Cancer Therapeutics: Anaphase Catastrophe

Researchers from Dartmouth Medical School and Dartmouth-Hitchcock Medical Center recently conducted an investigation on the potential of anaphase catastrophe as a target for cancer therapy. Fabrizio Galimberti, Sarah Thompson, Saranya Ravi, Duane Campton, and Ethan Dmitrovsky discovered that the phenomenon can be pharmacologically induced, which would consequently result in apoptosis in cancer cells. Their findings were published through Clinical Cancer Research OnlineFirst on February 2.

 

Anaphase catastrophe refers to an apoptotic mechanism that specifically targets tumor cells with more than two centrosomes. Tumor cells generally survive with extra centrosomes through pathways that cluster centrosomes, thus maintaining the bipolar chromosome segregation evident in normal mitotic processes. However, disruption of these pathways stimulates apoptotic events as chromosomes segregate to multiple daughter cells.

 

The researchers discovered that the depletion of cyclin-dependent kinase 2 (Cdk2) results in anaphase catastrophe in lung cancer cells.
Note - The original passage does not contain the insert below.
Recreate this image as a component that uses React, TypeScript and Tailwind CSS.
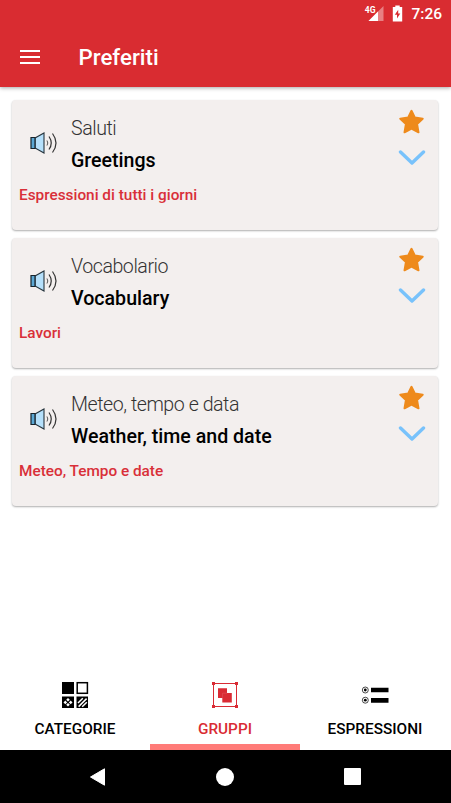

Using low concentrations of seliciclib, a Cdk2 inhibitor, they succeeded in inducing anaphase catastrophe, and found that pulmonary epithelial cells were relatively unharmed.

 

The researchers also discovered that integrin-linked kinase (ILK) plays an essential role in centrosome clustering in cancer cells. Past studies elucidated the protein’s role in mitosis-it regulates actin and cell adhesion, as well as microtubule-associated components. The recent study showed how small molecule inhibitors of ILK can induce anaphase catastrophe in breast cancer cells, while simultaneously leaving normal cells and cancer cells without extra centrosomes relatively unharmed.

 

Interestingly, the researchers observed how drugs that induce anaphase catastrophe generate greater effects when implemented under certain circumstances. For example, when either Cdk2 inhibitor seliciclib or ILK inhibitor QTL-0267 was used in conjunction with taxanes, agents that target microtubules, increases in cancer cell death followed. Furthermore, researchers detected that lung cancer cells with k-ras mutations are especially susceptible to Cdk inhibition.

 

Cancer is currently the second leading cause of death, and accounts for over half a million deaths per year in America. Researchers have relentlessly investigated the potential of numerous mechanisms and agents for cancer therapy, namely those that target dividing cells. However, such drugs as vinca alkaloids often fail to distinguish between cancer and non-cancer cells. The fact that anaphase catastrophe has been shown to specifically target cancer cells with extra centrosomes makes it a viable target for cancer therapy.